Utility shelving in metal and wood might not immediately grab your eye, but juxtapose their crude lines with sophisticated objects and sleek surfaces, and they could prove handsome. Dinged paintwork, the odd bang, even some stabilised rusting is all desirable for these useful workers. Be highly aware of any flaking paint (it may carry lead inclusions) and dangerously sharp edges. We’re not wearing overalls after all, so structural and surface soundness is a must. High shelving units should be fastened to the wall. Lockers are useful as the day they were made, and come in a variety of shapes and sizes. Even the standard upright coffins with their ventilating fins can be shelved internally to suit as pantry cupboards, coat closets, utility storage and more. Stripped of their original oil based paint, mid-century examples with impressed decoration are now highly valued.

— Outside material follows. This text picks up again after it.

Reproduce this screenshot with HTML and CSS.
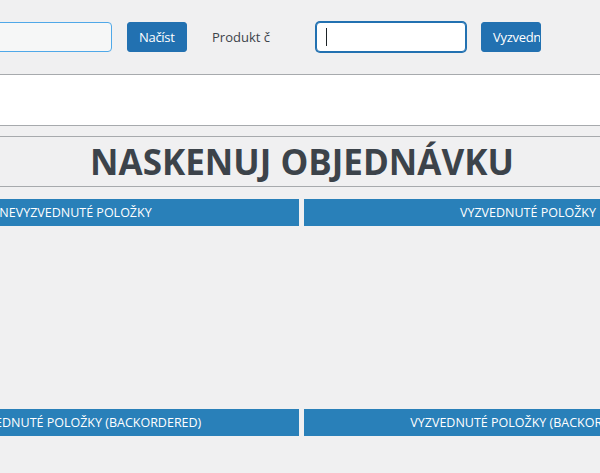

Check for serious bends in the door executed during keyless entries and keep in mind the nerve-mincing ‘clang’ of the shallow tinny door. Industrial seating required adjustment to the height and activity of the user.

Armless stools were easy to hop on and off to gather tools and materials along the production line and slid easily under the table of a draftsman. Tubular steel frames could last decades, their wooden seats replaced as needed. Used in laboratories and workshops worldwide, look for examples with a formed ply ‘saddle’ seat. Fixed height stools and chairs will cost approximately half the price of their adjustable colleagues with an intact back-rest and heel-ring.

Wall mounted, pendant office lighting- rough, raw, practical without extraneous decoration, industrial lighting has fascinated the everyday buyer more than any other division of industrial vintage. Over-sized industrial lighting worked its way into homes during the 1960s, when visionary loft-livers left the original working pieces in their revamped commercial spaces, in place.

Personally, I have to suppress a pained groan at the proliferation of the metal industrial pendant in every high street shop and design boutique. Braver collectors are looking to stranger forms from Eastern European salvage specialists, including long metal housing hung on chains for strip lighting, and heavy glass prismatic pendants, designed to split and spread illumination.

The communist bloc was regressive in terms of styling and materials, so complete lights and shades in brass, early plastic and white metals from as recently as the 1970’s can read as firmly retro. Patina, original paint (even peeling) and all signs of rough use and wear are part of an original piece, so think it through before stripping or re-chroming. Place a raw lamp in the hands of a RECI electrician for a thorough re-wire and testing. Original style woven cables for hanging and switches are available, but a metal or indeed any light destined for a domestic setting must be made safe. Protective caging over glass shades offer attractive muscle in factory and maritime finds. Bulkhead units with prismatic glass refractors make hearty wall lamps on a staircase or corridor.